Crow: That's going to be a really interesting thing to watch. And on some sense, there's a worry about all of a sudden there's going to be a flood of people. In another sense, you could say, well, chronic disease kind of has this slow roll. That happens. And so everyone's chronic disease may have just hit a new curve of getting worse over time faster, kind of in a compounding effect. It's another reason why prospective payment is so important, so that if you could actually take care of people in multiple modalities in ways right now, those relationships will compound positively, rather than what we're seeing now—the health of people compounding negatively because they're not able to get into a physician's office.
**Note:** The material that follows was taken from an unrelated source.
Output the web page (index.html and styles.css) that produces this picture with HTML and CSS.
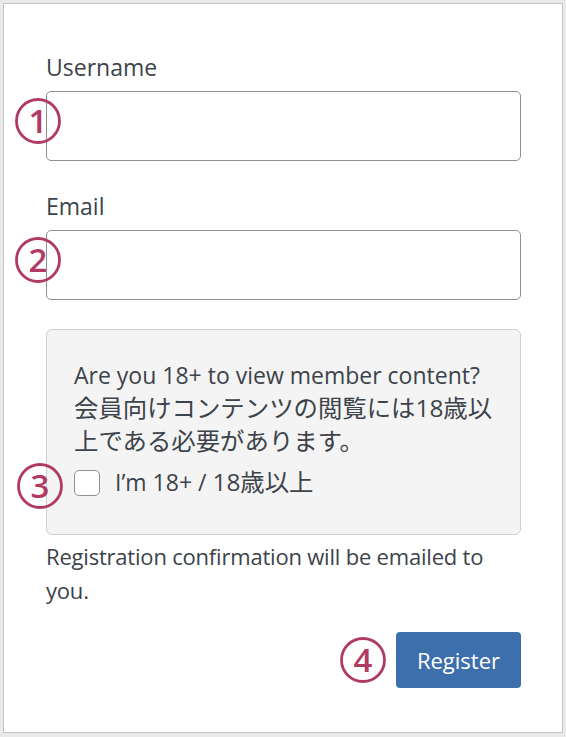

So I think in the beginning, the power of teams versus individuals are really important in this because it's going to take a multimodality of a team-based care environment and primary care to help these people kind of get back to a certain level of health. If it all comes bombarding back all at once, that'd be very difficult. Now part of me also thinks that's not going to come back anyway, that we're going to get that the there's a big piece of America that is scared to get out and about these days, especially those with chronic disease and elderly. And so it's going to be harder if we require them to be in this fee for service model that we have to see them physically in our 10 by 10 exam room, that they're just not going to come back, which means they're going to sit in their house, and they're going to continue to get worse and worse and worse.
Medical Economics: Do you see any major changes facing primary care once we get through the COVID crisis?
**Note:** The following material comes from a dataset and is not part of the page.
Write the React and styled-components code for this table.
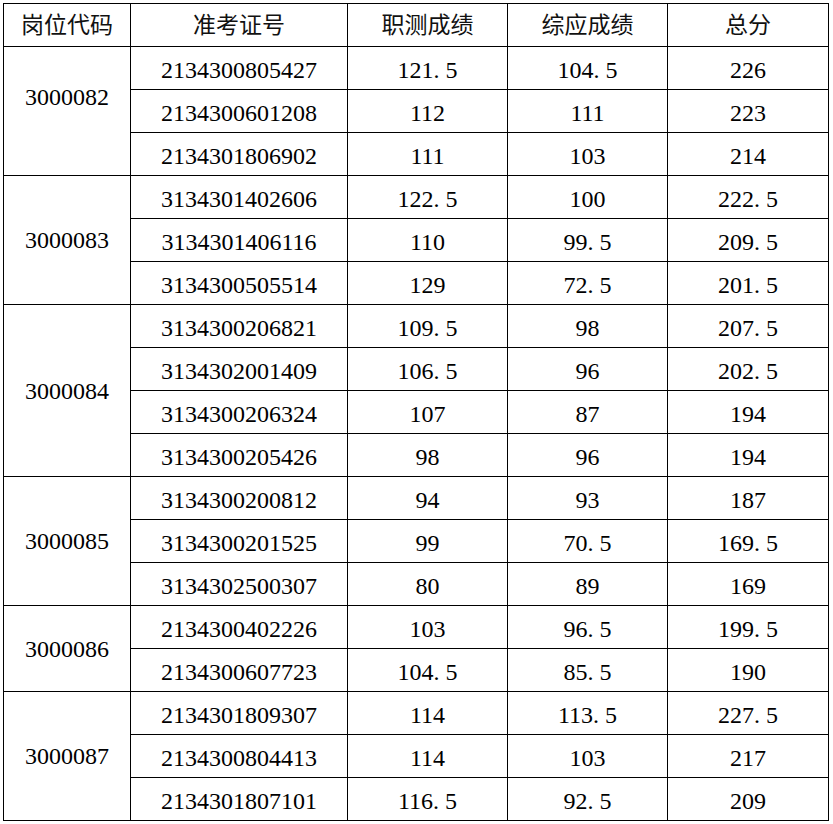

Crow: If you're going to stay in the fee-for-service model, that's going to be very, very difficult. There'll be more prospective payment for sure. So living in both of those models at the same time is going to be difficult. You're going to have to make sure that you have good telehealth capabilities. We really need to lock that in, because it's absolutely ridiculous that we would ever go back to the only form of payment a physician practice can get would be through a 10 by 10 office visit. It's punitive to the physician, it's punitive to the patient, it's punitive to whoever's paying for it. So we need to open up all the other channels we have to reach the best possible care delivery and outcomes for patients. Those types of technologies are going to need to be in place and kind of locked in, and that's going to be potentially a challenge, as some of the public health emergency things that got removed, like HIPAA come back online. You're going to have to make sure we're in compliance with some of those things, and that could be difficult.